By Aduragbemi Omiyale
The Executive Director for Commercial Banking at Ecobank Nigeria, Mr Kola Adeleke, has tasked Small and Medium Enterprises (SMEs) in the country to embrace the bank’s single market trade hub, describing it as a game changer for the sector, which contributes significantly to the nation’s gross domestic product (GDP).
Ecobank recently launched the hub, a cutting-edge digital platform that serves as an exchange and information repository designed to respond to the evolving trading needs of SMEs and corporates within Africa’s single market.
The platform connects traders across Africa within the 1.4 billion-people single-market framework of the African Continental Free Trade Area (AfCFTA).
It unlocks a wide array of opportunities with its unique online match-making feature, which facilitates easy connection between importers and exporters who have created their company profiles and are ready to exhibit their goods and services, making it seamless for traders to link up with buyers and suppliers across Africa.
The hub also provides businesses with access to a valuable repository of vital information and knowledge of the AfCFTA, helping SMEs with critical resources to expand their trade into new markets in Africa and evolve into sustainable and scalable enterprises.
Speaking on the inherent benefits of the digital trade platform to Nigerian businesses, Mr Adeleke said the platform would promote intra-African trade and empower SMEs in Nigeria to explore AfCFTA opportunities, adding that it would equally help importers to connect with exporters and vice-versa within Africa’s single market and also create easy access to trading partners on the continent.
“This hub is in line with our vision of powering one African market.
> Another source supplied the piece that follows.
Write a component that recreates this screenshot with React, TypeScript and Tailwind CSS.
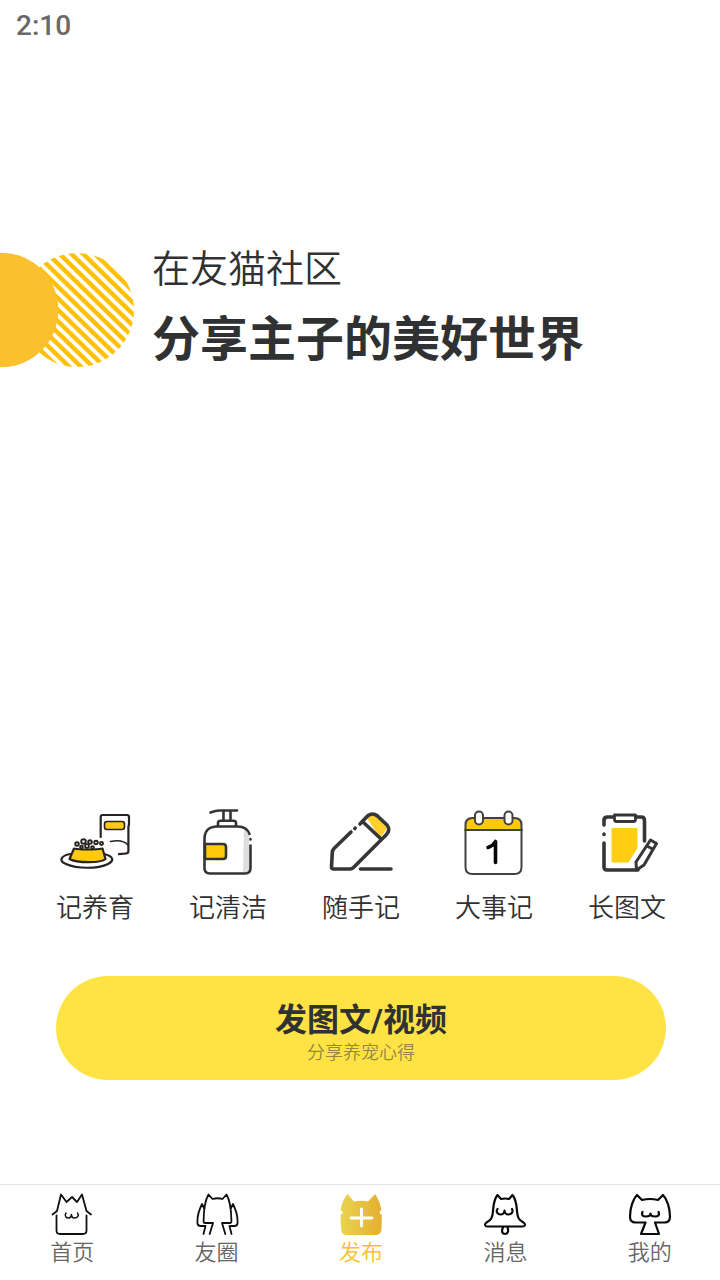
import type { ReactNode } from "react";

function Bubbles() {
  const lines = Array.from({ length: 16 }, (_, i) => 147.5 + i * 11.5);
  return (
    <svg className="block h-[116px] w-[136px] shrink-0" viewBox="0 252 136 116">
      <defs>
        <clipPath id="round">
          <circle cx="77" cy="310" r="57" />
        </clipPath>
      </defs>
      <g clipPath="url(#round)" stroke="#fec107" strokeWidth="4.5">
        {lines.map((y) => (
          <path key={y} d={`M0 ${y + 2}L140 ${y + 139}`} />
        ))}
      </g>
      <circle cx="1" cy="310" r="57.3" fill="#fbc02d" />
    </svg>
  );
}

function FoodIcon() {
  return (
    <svg className="h-20 w-[100px] shrink-0" viewBox="-5 0 100 80" fill="none" stroke="#282320" strokeWidth="2.200" strokeLinecap="round" strokeLinejoin="round">
      <path d="M50.700 37V17q0-2 2-2H77q2 0 2 2v7l-.6 3v24q0 2.500-2.500 2.500L69 54.200" />
      <path d="M60.500 41.500c7-1.500 14-.5 17.500 3.500" strokeWidth="1.600" />
      <rect x="54.500" y="21.500" width="20" height="8" rx="2.500" fill="#ffca0b" strokeWidth="1.600" />
      <path d="M20 54c-11 2.500-10.500 7.500-4 10 11 5 32 5 42 0 7-3.500 5-8-4-10" fill="#fff" />
      <g strokeWidth="1.900">
        <circle cx="33.500" cy="41.500" r="2.300" />
        <circle cx="40" cy="42" r="1.800" />
        <circle cx="46" cy="42.500" r="1.800" />
        <circle cx="51.500" cy="43.500" r="1.500" />
        <circle cx="27" cy="44" r="1.800" />
        <circle cx="31.500" cy="47" r="1.400" />
        <circle cx="37" cy="46" r="1.900" />
        <circle cx="42.500" cy="47.500" r="1.400" />
      </g>
      <path d="M24 48.500c6 1.300 22 1.300 28.500 0L55.500 59q-3.500 3.200-17 3.200T19.500 59z" fill="#ffca0b" />
    </svg>
  );
}

function CleanIcon() {
  return (
    <svg className="h-20 w-20 shrink-0" viewBox="-1 0 80 80" fill="none" stroke="#333436" strokeWidth="2.600" strokeLinecap="round" strokeLinejoin="round">
      <path d="M55 30c4 2 5 5 5 11v28q0 3-3 3h-3z" fill="#dedede" stroke="none" />
      <path d="M21.500 12.500q5-2 9-2H48M34.500 11v9M41.500 11v9" />
      <path d="M29 26v-3q0-2.300 2.300-2.300h13.400q2.300 0 2.300 2.300v3" />
      <path d="M60.500 34c-2-5-6-7.500-11.500-7.500H28c-8 0-12.500 4.500-12.500 12.500v29q0 5.500 5.500 5.500h35q5.500 0 5.500-5.500V45.500M61.500 39v.5" />
      <path d="M16 44h18q3 0 3 3v9q0 3-3 3H16z" fill="#ffca0b" />
    </svg>
  );
}

function PenIcon() {
  return (
    <svg className="h-20 w-20 shrink-0" viewBox="1 0 80 80" fill="none" stroke="#353638" strokeWidth="3.600" strokeLinecap="round" strokeLinejoin="round">
      <path d="M47 18l5-3q4 0 6 2l7 7q2 3 1 6l-6 8z" fill="#ffd02b" stroke="none" />
      <path d="M31 32L14 48.500q-1.500 1.500-1.700 4L11.500 67q0 2 2 2H30q2 0 3.500-1.500L66 35q5-5 1-10L57.500 16q-5-4-10 0L40 24M42.500 21.500L60 38M34.800 28.500l.4-.4M40.500 69H71" />
    </svg>
  );
}

function CalendarIcon() {
  return (
    <svg className="h-20 w-20 shrink-0" viewBox="-1 0 80 80" fill="none" stroke="#404142" strokeWidth="2">
      <path d="M10.500 30v-5q0-7 7-7h42q7 0 7 7v5z" fill="#ffca0b" />
      <path d="M10.500 30v37q0 7 7 7h42q7 0 7-7V30z" fill="#fff" />
      <rect x="20" y="11.500" width="8" height="13" rx="4" fill="#fff" />
      <rect x="49.500" y="11.500" width="8" height="13" rx="4" fill="#fff" />
      <path d="M33 47.500q5-1.500 7.500-6v21" stroke="#050505" strokeWidth="3.600" strokeLinecap="round" strokeLinejoin="round" />
    </svg>
  );
}

function ArticleIcon() {
  return (
    <svg className="h-20 w-20 shrink-0" viewBox="-3 0 80 80" fill="none" stroke="#353638" strokeWidth="3.600" strokeLinecap="round" strokeLinejoin="round">
      <path d="M23 28h23q1.500 0 1.500 1.500V48l-9 14.500H23q-1.500 0-1.500-1.500V29.500Q21.500 28 23 28z" fill="#ffcd12" stroke="none" />
      <path d="M14 25v-4.500q0-3.500 3.500-3.500H23m23 0h5q3.500 0 3.500 3.500V41M14 34v.5M14 43v24q0 3 3 3h31" />
      <path d="M24.500 15h21v4.500q0 2-2 2h-17q-2 0-2-2z" strokeWidth="2.800" />
      <path d="M60.500 40l6 3.500L54 65l-7.500 5-.5-8zM57 46l5.500 3" strokeWidth="3" />
    </svg>
  );
}

function HomeIcon() {
  return (
    <svg className="h-11 w-11" viewBox="0 0 44 44" fill="none" stroke="#101010" strokeWidth="1.800" strokeLinecap="round" strokeLinejoin="round">
      <path d="M2.500 22.500L7 19l4-16.500 5.500 7.500 5.500-5 5 5 5-7.500L36.500 19l4.500 3.500M6.500 23.500v15q0 3.500 3.500 3.500h23q3.500 0 3.500-3.500v-15" />
      <path d="M16 21c-2 3 .5 5.500 3 5 2-.5 2.500-2 2.500-3.500 0 2 1 3.500 3 3.500 3 0 5-2.500 3-5" strokeWidth="1.500" />
    </svg>
  );
}

function CircleIcon() {
  return (
    <svg className="h-11 w-11" viewBox="0 0 44 44" fill="none" stroke="#101010" strokeWidth="1.800" strokeLinecap="round" strokeLinejoin="round">
      <path d="M18 31h-8q-1.500 0-1.400-2C8.700 20 9 10 13.500 2.500l4 4.500q5-1.500 10 0l4-4.500C36 10 36.300 20 36.400 29q.1 2-1.400 2h-8M18 31l-3.300 11M27 31L30.300 42" />
      <path d="M9 16l-2-4c-3 6-5 13-4.500 19.500Q3 34 5.500 34h5L8.500 42M36 16l2-4c3 6 5 13 4.500 19.500Q42 34 39.500 34h-5l2 8" />
    </svg>
  );
}

function PublishIcon() {
  return (
    <svg className="h-11 w-11" viewBox="0 0 44 44">
      <defs>
        <linearGradient id="gold" x1="0" x2="1">
          <stop stopColor="#ead34f" />
          <stop offset="1" stopColor="#e5af30" />
        </linearGradient>
      </defs>
      <path d="M2 16C3 11 5 6 8.500 2L15 9.500q7-1.500 14 0L36 2c3 4 5 9 6 14l.3 2.500-1.500.5v3l2 .5-.3 14.500q-.5 6-6 6H8q-5.500 0-6-6L1.500 22.500l2-.5v-3l-2-.5z" fill="url(#gold)" />
      <path d="M22.500 17v17M12 26h21" stroke="#fff" strokeWidth="2.900" strokeLinecap="round" />
    </svg>
  );
}

function BellIcon() {
  return (
    <svg className="h-11 w-11" viewBox="0 0 44 44" fill="none" stroke="#090909" strokeWidth="2.200" strokeLinecap="round" strokeLinejoin="round">
      <path d="M14.500 3l3.500 4q4-1 8 0l3.500-4c4 5 4 10 4.500 16 .5 7 2 9 6.500 11.500 2.500 2 1.500 4-1 4h-35c-2.500 0-3.500-2-1-4C8 28 9.500 26 10 19c.5-6 .5-11 4.500-16z" />
      <path d="M14.500 17c-2 3 .5 5.500 3 5.500 2.500 0 4-2 4-4 0 2 1.500 4 4 4 3 0 5-2.500 3.500-5.500M20 35.500c-2 4-.5 6.500 2 6.500s4-2.500 2.500-6.500" />
    </svg>
  );
}

function MineIcon() {
  return (
    <svg className="h-11 w-11" viewBox="0 0 44 44" fill="none" stroke="#090909" strokeWidth="2.200" strokeLinecap="round" strokeLinejoin="round">
      <path d="M17.500 30.500H7.500Q2 30.500 2 24.500C2 16 5 7 9 3l5 5q8-2 16 0l5-5c4 4 7 13 7 21.500q0 6-5.500 6h-9.500M17.500 30.500L13 42h18L27 30.500" />
      <path d="M14.500 20c-1.500 4 1 4.500 3.500 4.500 3 0 4.500-1 4.500-3 0 2 1.500 3 4.500 3 2.500 0 5-.5 3.500-4.500" />
    </svg>
  );
}

const notes: { label: string; icon: ReactNode }[] = [
  { label: "记养育", icon: <FoodIcon /> },
  { label: "记清洁", icon: <CleanIcon /> },
  { label: "随手记", icon: <PenIcon /> },
  { label: "大事记", icon: <CalendarIcon /> },
  { label: "长图文", icon: <ArticleIcon /> },
];

const tabs: { label: string; icon: ReactNode; active?: boolean }[] = [
  { label: "首页", icon: <HomeIcon /> },
  { label: "友圈", icon: <CircleIcon /> },
  { label: "发布", icon: <PublishIcon />, active: true },
  { label: "消息", icon: <BellIcon /> },
  { label: "我的", icon: <MineIcon /> },
];

export default function App() {
  return (
    <div className="flex h-[1280px] w-[720px] flex-col overflow-hidden bg-white font-['Noto_Sans_CJK_SC',sans-serif] text-[#303133]">
      <header className="h-[252px] shrink-0 px-4 pt-2 font-[Roboto,sans-serif] text-[28px] leading-[35px] font-medium text-[#696969]">
        2:10
      </header>

      <section className="flex h-[116px] shrink-0 items-center">
        <Bubbles />
        <div className="mb-[9px] ml-4">
          <p className="text-[38px] leading-[58px] font-[350]">在友猫社区</p>
          <h1 className="text-[48px] leading-[80px] font-bold">分享主子的美好世界</h1>
        </div>
      </section>

      <main className="mt-auto pr-[54px] pl-14">
        <div className="flex justify-between">
          {notes.map((item) => (
            <button key={item.label} className="flex w-[78px] flex-col items-center">
              {item.icon}
              <span className="mt-1.5 text-[26px] leading-10 font-[350] whitespace-nowrap">{item.label}</span>
            </button>
          ))}
        </div>
        <button className="mt-[50px] flex h-[104px] w-full flex-col items-center justify-center rounded-full bg-[#ffe344] pt-[3px]">
          <span className="text-[32px] leading-10 font-bold">
            发图文<span className="font-[Roboto,sans-serif]">/</span>视频
          </span>
          <span className="-mt-px text-[18px] leading-6 font-[350] text-[#958744]">分享养宠心得</span>
        </button>
      </main>

      <nav className="mt-[104px] flex h-24 w-[722px] shrink-0 border-t border-[#dfe2ea]">
        {tabs.map((tab) => (
          <button key={tab.label} className="flex flex-1 flex-col items-center pt-[7px]">
            {tab.icon}
            <span className={`text-[22px] leading-7 font-[350] ${tab.active ? "text-[#fbc02d]" : "text-[#666666]"}`}>
              {tab.label}
            </span>
          </button>
        ))}
      </nav>
    </div>
  );
}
As such, it has been designed to offer a whole lot of benefits to businesses in Nigeria and beyond.
“Both customers and non-customers of the bank are eligible to sign up on the platform as it is also a gateway into Ecobank’s full range of products and digital solutions, including trade finance and services, cash management solutions (including RapidCollect), domestic and cross-border payments, investment banking, Capex financing and more,” the banker said.
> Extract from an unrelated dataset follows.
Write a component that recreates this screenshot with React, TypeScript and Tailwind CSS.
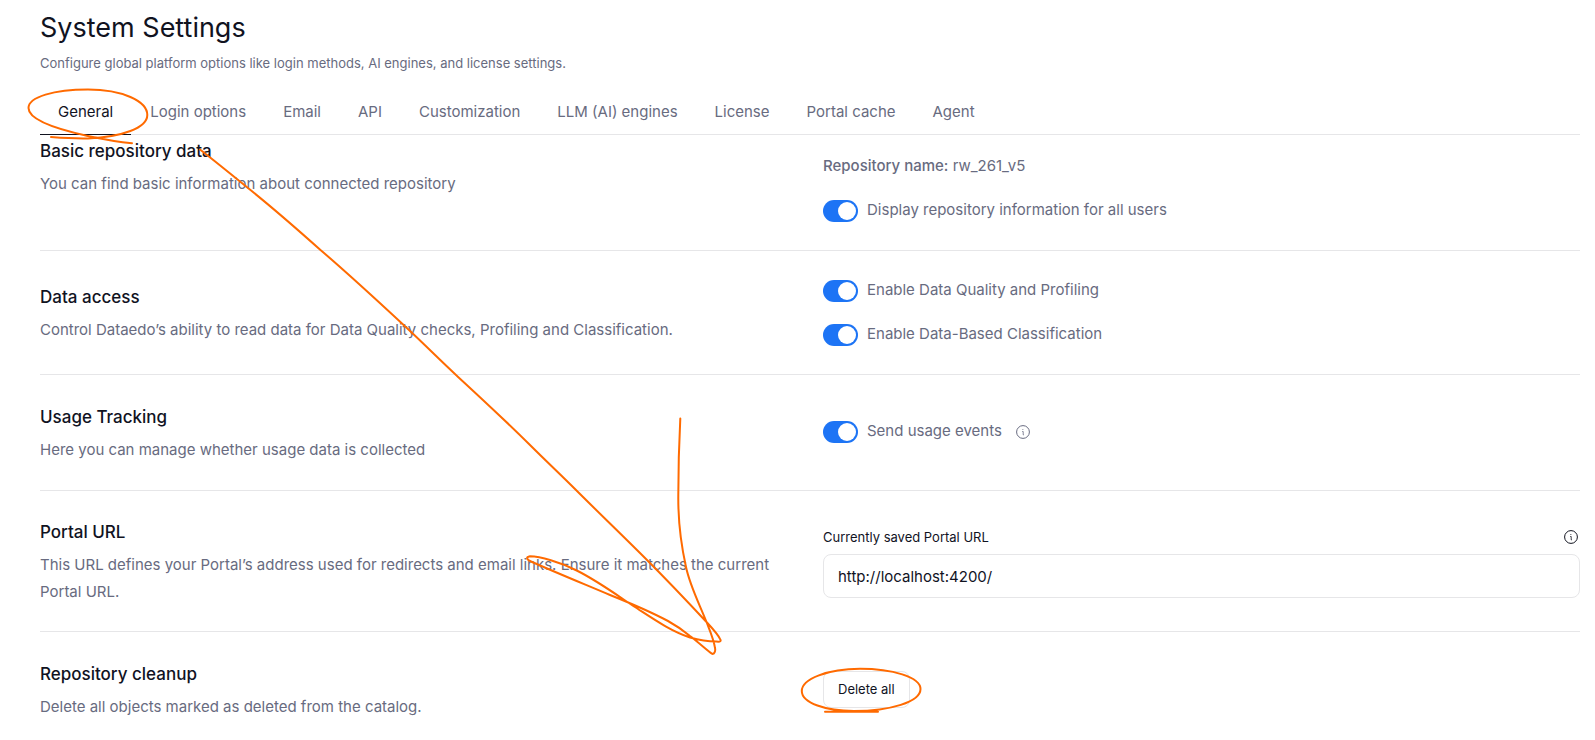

He maintained that Ecobank remains the go–to bank for pan-African trade and payments, noting that “our medium-term objective is to become the leading gateway for pan-African trade facilitation in the emergent AFCFTA era, leveraging our position as a major payment bank in Nigeria.”
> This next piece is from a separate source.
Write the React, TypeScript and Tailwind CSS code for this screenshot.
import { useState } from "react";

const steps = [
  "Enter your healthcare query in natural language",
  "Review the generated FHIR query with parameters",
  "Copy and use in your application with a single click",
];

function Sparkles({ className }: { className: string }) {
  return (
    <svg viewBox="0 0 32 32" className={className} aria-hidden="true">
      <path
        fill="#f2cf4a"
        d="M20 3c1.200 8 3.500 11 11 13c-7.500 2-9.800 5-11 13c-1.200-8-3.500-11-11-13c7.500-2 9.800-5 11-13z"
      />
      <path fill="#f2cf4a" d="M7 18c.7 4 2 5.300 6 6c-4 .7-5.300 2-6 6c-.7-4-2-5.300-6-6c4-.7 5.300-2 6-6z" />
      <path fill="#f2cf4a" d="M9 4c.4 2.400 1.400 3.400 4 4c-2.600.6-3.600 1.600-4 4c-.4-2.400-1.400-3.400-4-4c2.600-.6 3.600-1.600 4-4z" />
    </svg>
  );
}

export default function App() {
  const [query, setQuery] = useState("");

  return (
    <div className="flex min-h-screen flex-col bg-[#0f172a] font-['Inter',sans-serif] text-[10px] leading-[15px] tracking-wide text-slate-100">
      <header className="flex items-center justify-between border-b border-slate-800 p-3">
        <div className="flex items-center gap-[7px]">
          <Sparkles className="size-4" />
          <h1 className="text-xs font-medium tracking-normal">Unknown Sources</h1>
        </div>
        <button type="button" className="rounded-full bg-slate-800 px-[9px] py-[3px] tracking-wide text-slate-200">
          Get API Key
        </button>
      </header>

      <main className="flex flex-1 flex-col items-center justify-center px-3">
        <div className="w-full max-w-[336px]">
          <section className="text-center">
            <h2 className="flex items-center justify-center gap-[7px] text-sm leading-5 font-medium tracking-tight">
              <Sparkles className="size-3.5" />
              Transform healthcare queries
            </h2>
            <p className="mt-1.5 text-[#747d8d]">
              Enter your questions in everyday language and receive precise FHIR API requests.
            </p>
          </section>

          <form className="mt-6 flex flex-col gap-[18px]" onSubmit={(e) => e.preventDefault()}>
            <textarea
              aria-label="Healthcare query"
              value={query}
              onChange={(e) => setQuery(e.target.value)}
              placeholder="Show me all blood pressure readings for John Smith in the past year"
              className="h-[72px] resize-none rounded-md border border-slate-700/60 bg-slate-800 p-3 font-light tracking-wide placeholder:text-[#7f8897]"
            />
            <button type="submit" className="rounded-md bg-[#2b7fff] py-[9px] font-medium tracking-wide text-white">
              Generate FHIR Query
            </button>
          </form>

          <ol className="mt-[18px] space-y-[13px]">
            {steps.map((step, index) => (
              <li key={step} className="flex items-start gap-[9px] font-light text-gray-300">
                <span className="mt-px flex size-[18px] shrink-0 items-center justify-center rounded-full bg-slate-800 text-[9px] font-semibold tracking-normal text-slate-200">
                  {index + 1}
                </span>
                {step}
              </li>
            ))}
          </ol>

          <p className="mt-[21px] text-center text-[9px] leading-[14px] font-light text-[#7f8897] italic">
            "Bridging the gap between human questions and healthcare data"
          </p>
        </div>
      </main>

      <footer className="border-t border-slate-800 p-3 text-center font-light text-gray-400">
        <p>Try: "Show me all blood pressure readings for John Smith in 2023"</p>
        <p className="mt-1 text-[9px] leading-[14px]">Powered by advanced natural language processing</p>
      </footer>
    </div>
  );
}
According to estimates by the World Bank, the AfCFTA will increase Africa’s income by $450 billion, increase intra-African exports by more than 81 per cent and boost the continent’s GDP by 7 per cent by 2035.
The single market trade agreement, which became operational at the beginning of 2021, aims to lift most tariffs on goods and services in Africa among member countries while enabling the free movement of traders and investments.
It will also enable the African economy to reach the $29 trillion mark by 2050, according to estimates from the United Nations Commission for Africa.